• **Work instructions**
All of the data should be output character for character, except the pictures.

********************

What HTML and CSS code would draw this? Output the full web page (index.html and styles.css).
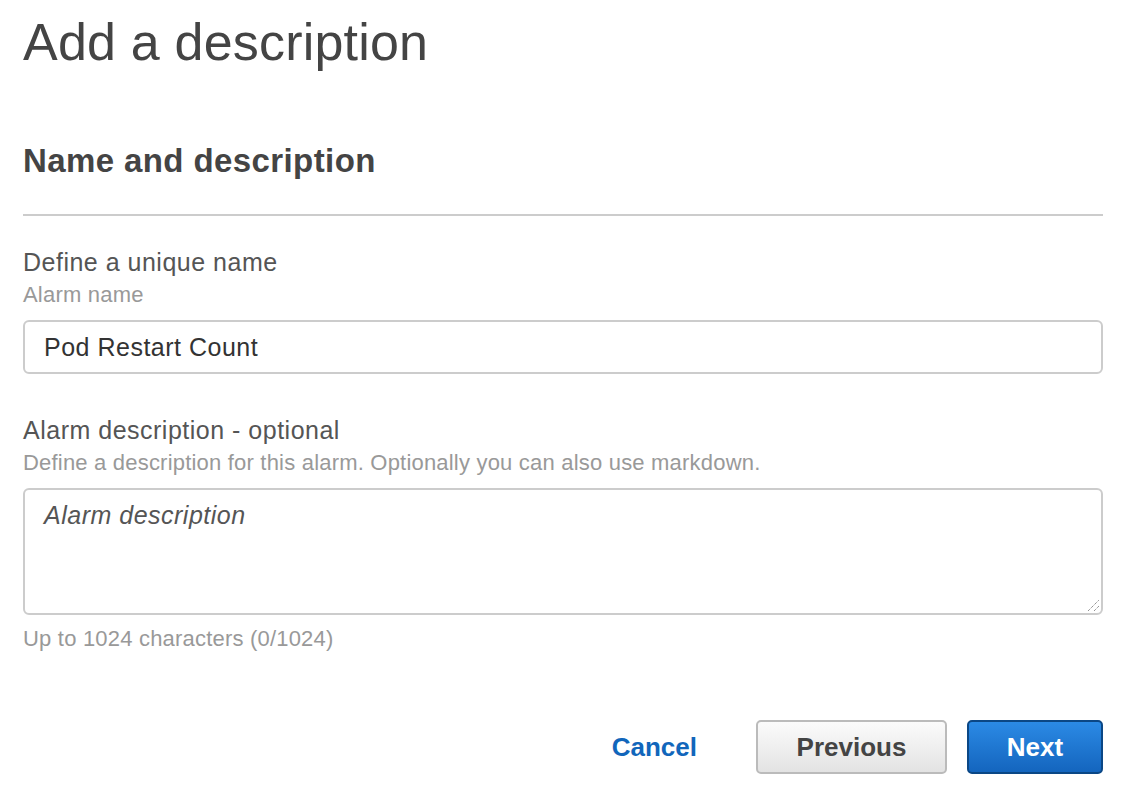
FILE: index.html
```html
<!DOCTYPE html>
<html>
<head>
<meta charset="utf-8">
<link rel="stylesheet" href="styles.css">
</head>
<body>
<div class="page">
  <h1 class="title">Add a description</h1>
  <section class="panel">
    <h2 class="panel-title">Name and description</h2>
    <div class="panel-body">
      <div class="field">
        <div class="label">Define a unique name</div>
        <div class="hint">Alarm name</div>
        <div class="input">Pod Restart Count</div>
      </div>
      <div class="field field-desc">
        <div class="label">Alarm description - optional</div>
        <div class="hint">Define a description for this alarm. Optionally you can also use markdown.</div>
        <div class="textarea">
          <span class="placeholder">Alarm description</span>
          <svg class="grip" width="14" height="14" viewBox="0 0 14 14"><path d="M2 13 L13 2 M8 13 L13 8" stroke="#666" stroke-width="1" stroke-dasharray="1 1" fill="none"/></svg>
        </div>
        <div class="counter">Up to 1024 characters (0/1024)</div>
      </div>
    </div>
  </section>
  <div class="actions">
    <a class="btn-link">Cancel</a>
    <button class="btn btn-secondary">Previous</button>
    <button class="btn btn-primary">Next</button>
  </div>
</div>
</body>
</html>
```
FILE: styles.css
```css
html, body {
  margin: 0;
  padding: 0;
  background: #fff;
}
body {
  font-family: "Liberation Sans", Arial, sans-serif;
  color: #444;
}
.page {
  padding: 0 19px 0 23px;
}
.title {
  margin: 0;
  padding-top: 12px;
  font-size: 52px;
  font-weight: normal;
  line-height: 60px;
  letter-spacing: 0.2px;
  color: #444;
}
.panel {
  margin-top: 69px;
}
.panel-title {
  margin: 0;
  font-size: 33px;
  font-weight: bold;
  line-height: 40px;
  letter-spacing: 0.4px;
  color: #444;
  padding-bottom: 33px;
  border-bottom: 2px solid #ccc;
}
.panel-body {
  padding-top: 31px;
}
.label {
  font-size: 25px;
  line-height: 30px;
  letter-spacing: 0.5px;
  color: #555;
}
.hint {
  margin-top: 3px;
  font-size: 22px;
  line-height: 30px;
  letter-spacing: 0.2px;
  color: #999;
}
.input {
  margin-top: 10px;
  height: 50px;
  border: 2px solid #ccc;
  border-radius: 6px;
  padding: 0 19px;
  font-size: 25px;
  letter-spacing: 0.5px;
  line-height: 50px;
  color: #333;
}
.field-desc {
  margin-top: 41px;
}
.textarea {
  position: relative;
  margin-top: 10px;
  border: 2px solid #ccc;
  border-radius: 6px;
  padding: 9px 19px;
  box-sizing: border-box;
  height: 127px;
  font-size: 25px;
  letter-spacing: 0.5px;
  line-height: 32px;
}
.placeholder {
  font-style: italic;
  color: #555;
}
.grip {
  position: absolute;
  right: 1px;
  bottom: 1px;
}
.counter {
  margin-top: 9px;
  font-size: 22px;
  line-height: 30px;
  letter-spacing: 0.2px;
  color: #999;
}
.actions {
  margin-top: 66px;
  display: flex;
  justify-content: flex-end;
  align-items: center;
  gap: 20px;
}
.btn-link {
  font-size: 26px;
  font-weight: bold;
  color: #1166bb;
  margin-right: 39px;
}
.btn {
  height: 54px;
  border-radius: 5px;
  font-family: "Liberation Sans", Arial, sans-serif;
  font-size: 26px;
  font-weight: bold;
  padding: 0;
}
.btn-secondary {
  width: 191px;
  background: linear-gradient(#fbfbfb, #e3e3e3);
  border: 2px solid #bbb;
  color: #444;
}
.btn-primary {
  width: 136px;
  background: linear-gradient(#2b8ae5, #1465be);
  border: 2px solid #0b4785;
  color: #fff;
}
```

********************

• **Solution to this task**
What HTML and CSS code would draw this? Output the full web page (index.html and styles.css).
FILE: index.html
```html
<!DOCTYPE html>
<html>
<head>
<meta charset="utf-8">
<link rel="stylesheet" href="styles.css">
</head>
<body>
<div class="page">
  <h1 class="title">Add a description</h1>
  <section class="panel">
    <h2 class="panel-title">Name and description</h2>
    <div class="panel-body">
      <div class="field">
        <div class="label">Define a unique name</div>
        <div class="hint">Alarm name</div>
        <div class="input">Pod Restart Count</div>
      </div>
      <div class="field field-desc">
        <div class="label">Alarm description - optional</div>
        <div class="hint">Define a description for this alarm. Optionally you can also use markdown.</div>
        <div class="textarea">
          <span class="placeholder">Alarm description</span>
          <svg class="grip" width="14" height="14" viewBox="0 0 14 14"><path d="M2 13 L13 2 M8 13 L13 8" stroke="#666" stroke-width="1" stroke-dasharray="1 1" fill="none"/></svg>
        </div>
        <div class="counter">Up to 1024 characters (0/1024)</div>
      </div>
    </div>
  </section>
  <div class="actions">
    <a class="btn-link">Cancel</a>
    <button class="btn btn-secondary">Previous</button>
    <button class="btn btn-primary">Next</button>
  </div>
</div>
</body>
</html>
```
FILE: styles.css
```css
html, body {
  margin: 0;
  padding: 0;
  background: #fff;
}
body {
  font-family: "Liberation Sans", Arial, sans-serif;
  color: #444;
}
.page {
  padding: 0 19px 0 23px;
}
.title {
  margin: 0;
  padding-top: 12px;
  font-size: 52px;
  font-weight: normal;
  line-height: 60px;
  letter-spacing: 0.2px;
  color: #444;
}
.panel {
  margin-top: 69px;
}
.panel-title {
  margin: 0;
  font-size: 33px;
  font-weight: bold;
  line-height: 40px;
  letter-spacing: 0.4px;
  color: #444;
  padding-bottom: 33px;
  border-bottom: 2px solid #ccc;
}
.panel-body {
  padding-top: 31px;
}
.label {
  font-size: 25px;
  line-height: 30px;
  letter-spacing: 0.5px;
  color: #555;
}
.hint {
  margin-top: 3px;
  font-size: 22px;
  line-height: 30px;
  letter-spacing: 0.2px;
  color: #999;
}
.input {
  margin-top: 10px;
  height: 50px;
  border: 2px solid #ccc;
  border-radius: 6px;
  padding: 0 19px;
  font-size: 25px;
  letter-spacing: 0.5px;
  line-height: 50px;
  color: #333;
}
.field-desc {
  margin-top: 41px;
}
.textarea {
  position: relative;
  margin-top: 10px;
  border: 2px solid #ccc;
  border-radius: 6px;
  padding: 9px 19px;
  box-sizing: border-box;
  height: 127px;
  font-size: 25px;
  letter-spacing: 0.5px;
  line-height: 32px;
}
.placeholder {
  font-style: italic;
  color: #555;
}
.grip {
  position: absolute;
  right: 1px;
  bottom: 1px;
}
.counter {
  margin-top: 9px;
  font-size: 22px;
  line-height: 30px;
  letter-spacing: 0.2px;
  color: #999;
}
.actions {
  margin-top: 66px;
  display: flex;
  justify-content: flex-end;
  align-items: center;
  gap: 20px;
}
.btn-link {
  font-size: 26px;
  font-weight: bold;
  color: #1166bb;
  margin-right: 39px;
}
.btn {
  height: 54px;
  border-radius: 5px;
  font-family: "Liberation Sans", Arial, sans-serif;
  font-size: 26px;
  font-weight: bold;
  padding: 0;
}
.btn-secondary {
  width: 191px;
  background: linear-gradient(#fbfbfb, #e3e3e3);
  border: 2px solid #bbb;
  color: #444;
}
.btn-primary {
  width: 136px;
  background: linear-gradient(#2b8ae5, #1465be);
  border: 2px solid #0b4785;
  color: #fff;
}
```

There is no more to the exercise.